On his part, the CPI(M) leader maintains that his mediatory efforts were aimed at ensuring floor coordination in Parliament and nothing more. A joint plan of action on Ayodhya, POTO, food management and economic issues was the urgent need of the hour, otherwise the government would be let off the hook yet again. "The kind of attention given by the media is a clear indication that a strong Opposition is what the people want," he says. The sharp differences of opinion within the Congress vis-a-vis not just Mulayam but the Left as well makes unity moves outside of Parliament a much tougher proposition.

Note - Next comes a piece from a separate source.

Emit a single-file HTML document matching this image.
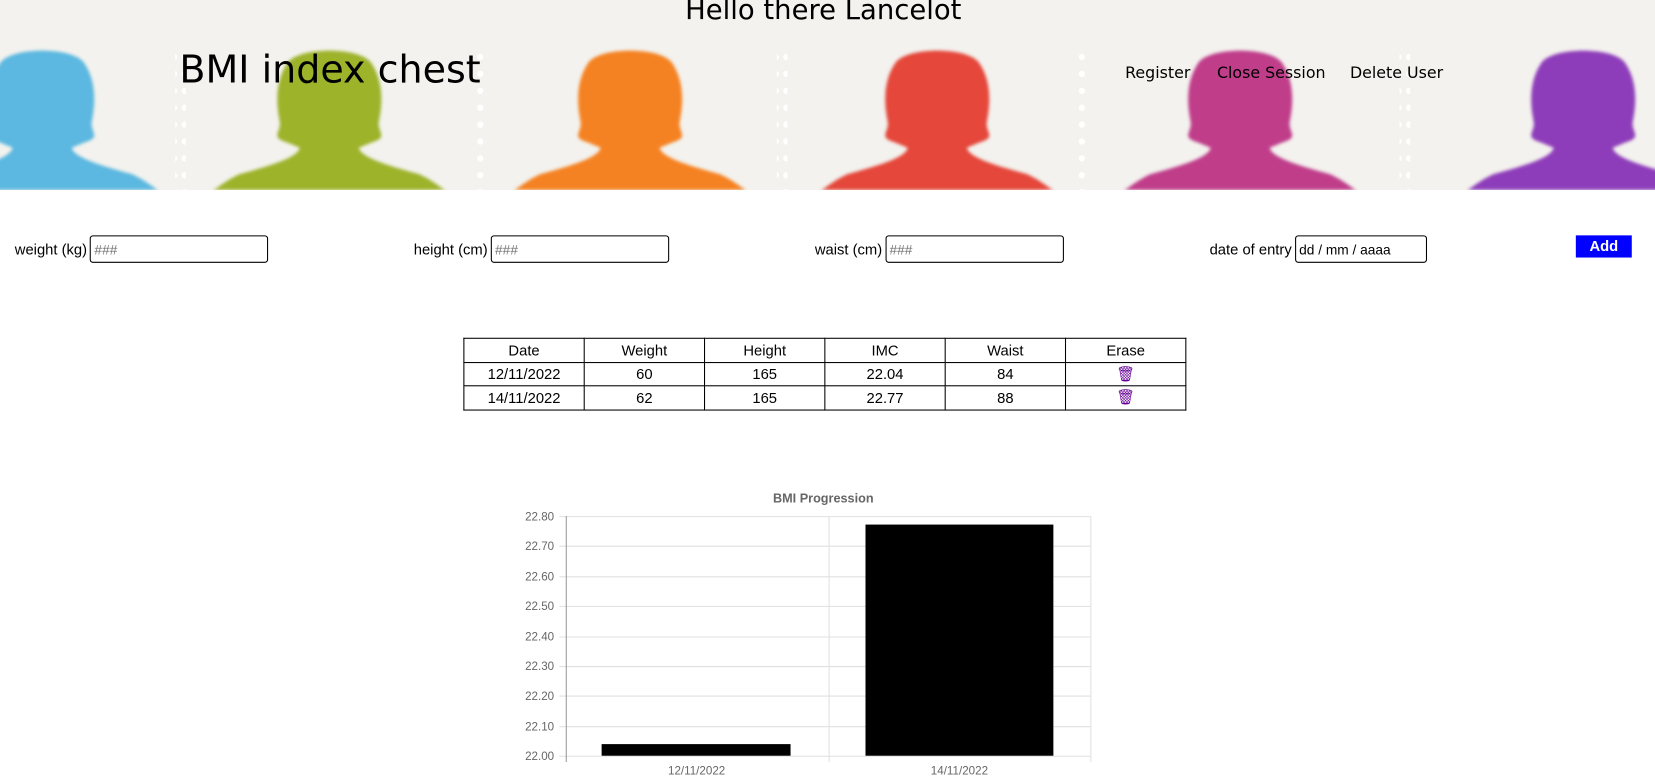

Putting out signals of a united Opposition is enough for the present. Every player in the Somnath-scripted drama appears to derive some benefit from the entente. For Mulayam Singh Yadav, a visible thaw with the Congress can only help cement the Muslim vote in UP while giving bjp the heebie-jeebies. "Naturally, the priorities of different parties in UP are reflected here," says Somnath-da. What helps Mulayam helps the People's Front and therefore the Left.
For Sonia, it means enhanced acceptability, with the vexed question of her foreign origin being, if not put to rest, then at least pushed to the background. As for the Left, a mediatory role between the Congress and People's Front strengthens its relevance and gives it political leverage. Enough perhaps, to put forward its own candidate for President of India in case the current incumbent decides not to seek a second term.And of course, a united Opposition would keep the government shaky.
While Somnath-da took care to include the Sharad Pawar-led NCP in the unity moves, the bad vibes between Pawar and Sonia on the one hand and Pawar and Mulayam's chief lieutenant Amar Singh on the other have not abated. Which leaves plenty of scope for Somnath-da to exercise his newly acquired mediatory skills.